» **Description of the task**
Repeat the material verbatim. Images are excluded from the copy.

» **Data provided**
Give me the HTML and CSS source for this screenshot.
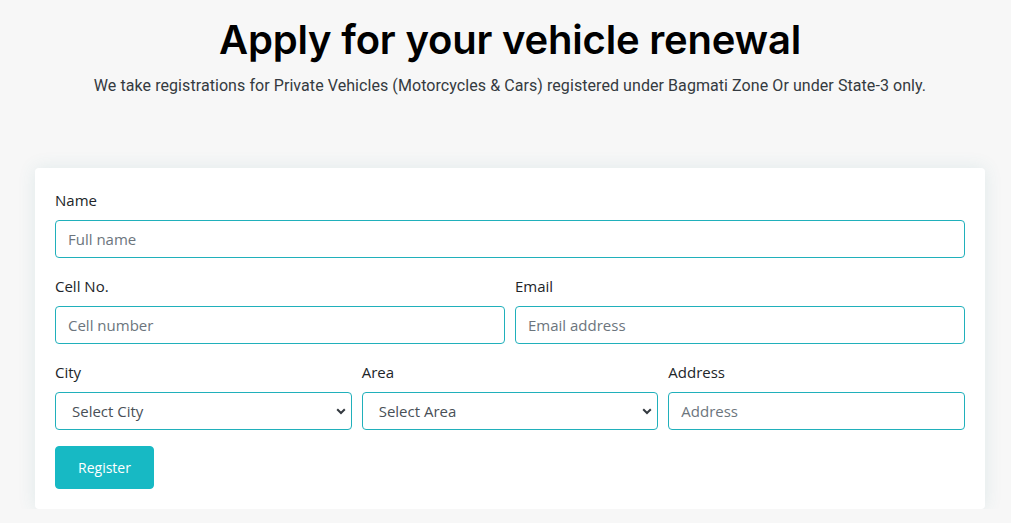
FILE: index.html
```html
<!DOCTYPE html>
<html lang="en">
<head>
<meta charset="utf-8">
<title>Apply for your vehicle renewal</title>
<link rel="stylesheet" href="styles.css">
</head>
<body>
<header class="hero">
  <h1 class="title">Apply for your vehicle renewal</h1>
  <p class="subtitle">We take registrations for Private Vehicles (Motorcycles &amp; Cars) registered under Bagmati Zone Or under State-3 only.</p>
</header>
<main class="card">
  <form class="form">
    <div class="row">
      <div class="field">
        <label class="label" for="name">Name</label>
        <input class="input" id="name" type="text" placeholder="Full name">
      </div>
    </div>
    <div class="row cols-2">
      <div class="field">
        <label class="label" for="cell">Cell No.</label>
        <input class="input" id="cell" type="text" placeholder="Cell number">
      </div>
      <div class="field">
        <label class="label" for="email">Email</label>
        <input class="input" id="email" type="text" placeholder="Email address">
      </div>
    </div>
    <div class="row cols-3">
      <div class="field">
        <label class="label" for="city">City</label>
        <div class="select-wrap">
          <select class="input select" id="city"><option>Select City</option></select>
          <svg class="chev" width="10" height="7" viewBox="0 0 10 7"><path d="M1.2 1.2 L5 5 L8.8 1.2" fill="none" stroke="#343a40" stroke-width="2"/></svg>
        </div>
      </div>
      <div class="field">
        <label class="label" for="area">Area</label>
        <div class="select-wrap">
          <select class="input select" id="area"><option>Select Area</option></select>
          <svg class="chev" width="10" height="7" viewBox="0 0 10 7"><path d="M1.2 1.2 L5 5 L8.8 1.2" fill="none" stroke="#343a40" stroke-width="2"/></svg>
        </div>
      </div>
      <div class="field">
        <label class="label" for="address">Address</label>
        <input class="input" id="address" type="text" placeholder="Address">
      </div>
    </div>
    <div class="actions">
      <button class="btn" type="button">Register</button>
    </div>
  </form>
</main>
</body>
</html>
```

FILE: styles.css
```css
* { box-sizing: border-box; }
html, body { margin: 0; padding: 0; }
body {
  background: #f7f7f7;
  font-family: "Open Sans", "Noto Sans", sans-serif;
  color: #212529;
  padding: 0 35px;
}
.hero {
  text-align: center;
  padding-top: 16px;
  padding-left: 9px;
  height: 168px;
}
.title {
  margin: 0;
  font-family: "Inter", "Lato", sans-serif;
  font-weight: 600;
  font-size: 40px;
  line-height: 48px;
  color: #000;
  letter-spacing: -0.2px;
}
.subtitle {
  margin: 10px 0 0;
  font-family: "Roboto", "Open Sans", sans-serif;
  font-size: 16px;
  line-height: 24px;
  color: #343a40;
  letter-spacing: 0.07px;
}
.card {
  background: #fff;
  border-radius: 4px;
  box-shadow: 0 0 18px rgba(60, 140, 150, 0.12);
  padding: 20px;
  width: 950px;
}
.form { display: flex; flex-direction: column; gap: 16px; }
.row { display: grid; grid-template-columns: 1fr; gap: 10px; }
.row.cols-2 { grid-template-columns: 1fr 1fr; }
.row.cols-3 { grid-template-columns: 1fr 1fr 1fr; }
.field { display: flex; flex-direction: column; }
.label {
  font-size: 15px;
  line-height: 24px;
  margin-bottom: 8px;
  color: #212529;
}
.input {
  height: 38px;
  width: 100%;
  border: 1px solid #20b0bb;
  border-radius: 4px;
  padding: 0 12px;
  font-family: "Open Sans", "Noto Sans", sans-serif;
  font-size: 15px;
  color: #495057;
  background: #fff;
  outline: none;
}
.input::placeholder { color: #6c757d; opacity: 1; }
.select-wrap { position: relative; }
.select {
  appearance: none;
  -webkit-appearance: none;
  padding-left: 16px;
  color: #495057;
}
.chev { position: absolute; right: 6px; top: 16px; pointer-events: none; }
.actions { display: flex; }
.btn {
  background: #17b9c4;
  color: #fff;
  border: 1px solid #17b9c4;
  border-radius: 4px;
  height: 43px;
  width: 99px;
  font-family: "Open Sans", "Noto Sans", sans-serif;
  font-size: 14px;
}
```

» **Problem solution**
Give me the HTML and CSS source for this screenshot.
FILE: index.html
```html
<!DOCTYPE html>
<html lang="en">
<head>
<meta charset="utf-8">
<title>Apply for your vehicle renewal</title>
<link rel="stylesheet" href="styles.css">
</head>
<body>
<header class="hero">
  <h1 class="title">Apply for your vehicle renewal</h1>
  <p class="subtitle">We take registrations for Private Vehicles (Motorcycles &amp; Cars) registered under Bagmati Zone Or under State-3 only.</p>
</header>
<main class="card">
  <form class="form">
    <div class="row">
      <div class="field">
        <label class="label" for="name">Name</label>
        <input class="input" id="name" type="text" placeholder="Full name">
      </div>
    </div>
    <div class="row cols-2">
      <div class="field">
        <label class="label" for="cell">Cell No.</label>
        <input class="input" id="cell" type="text" placeholder="Cell number">
      </div>
      <div class="field">
        <label class="label" for="email">Email</label>
        <input class="input" id="email" type="text" placeholder="Email address">
      </div>
    </div>
    <div class="row cols-3">
      <div class="field">
        <label class="label" for="city">City</label>
        <div class="select-wrap">
          <select class="input select" id="city"><option>Select City</option></select>
          <svg class="chev" width="10" height="7" viewBox="0 0 10 7"><path d="M1.2 1.2 L5 5 L8.8 1.2" fill="none" stroke="#343a40" stroke-width="2"/></svg>
        </div>
      </div>
      <div class="field">
        <label class="label" for="area">Area</label>
        <div class="select-wrap">
          <select class="input select" id="area"><option>Select Area</option></select>
          <svg class="chev" width="10" height="7" viewBox="0 0 10 7"><path d="M1.2 1.2 L5 5 L8.8 1.2" fill="none" stroke="#343a40" stroke-width="2"/></svg>
        </div>
      </div>
      <div class="field">
        <label class="label" for="address">Address</label>
        <input class="input" id="address" type="text" placeholder="Address">
      </div>
    </div>
    <div class="actions">
      <button class="btn" type="button">Register</button>
    </div>
  </form>
</main>
</body>
</html>
```

FILE: styles.css
```css
* { box-sizing: border-box; }
html, body { margin: 0; padding: 0; }
body {
  background: #f7f7f7;
  font-family: "Open Sans", "Noto Sans", sans-serif;
  color: #212529;
  padding: 0 35px;
}
.hero {
  text-align: center;
  padding-top: 16px;
  padding-left: 9px;
  height: 168px;
}
.title {
  margin: 0;
  font-family: "Inter", "Lato", sans-serif;
  font-weight: 600;
  font-size: 40px;
  line-height: 48px;
  color: #000;
  letter-spacing: -0.2px;
}
.subtitle {
  margin: 10px 0 0;
  font-family: "Roboto", "Open Sans", sans-serif;
  font-size: 16px;
  line-height: 24px;
  color: #343a40;
  letter-spacing: 0.07px;
}
.card {
  background: #fff;
  border-radius: 4px;
  box-shadow: 0 0 18px rgba(60, 140, 150, 0.12);
  padding: 20px;
  width: 950px;
}
.form { display: flex; flex-direction: column; gap: 16px; }
.row { display: grid; grid-template-columns: 1fr; gap: 10px; }
.row.cols-2 { grid-template-columns: 1fr 1fr; }
.row.cols-3 { grid-template-columns: 1fr 1fr 1fr; }
.field { display: flex; flex-direction: column; }
.label {
  font-size: 15px;
  line-height: 24px;
  margin-bottom: 8px;
  color: #212529;
}
.input {
  height: 38px;
  width: 100%;
  border: 1px solid #20b0bb;
  border-radius: 4px;
  padding: 0 12px;
  font-family: "Open Sans", "Noto Sans", sans-serif;
  font-size: 15px;
  color: #495057;
  background: #fff;
  outline: none;
}
.input::placeholder { color: #6c757d; opacity: 1; }
.select-wrap { position: relative; }
.select {
  appearance: none;
  -webkit-appearance: none;
  padding-left: 16px;
  color: #495057;
}
.chev { position: absolute; right: 6px; top: 16px; pointer-events: none; }
.actions { display: flex; }
.btn {
  background: #17b9c4;
  color: #fff;
  border: 1px solid #17b9c4;
  border-radius: 4px;
  height: 43px;
  width: 99px;
  font-family: "Open Sans", "Noto Sans", sans-serif;
  font-size: 14px;
}
```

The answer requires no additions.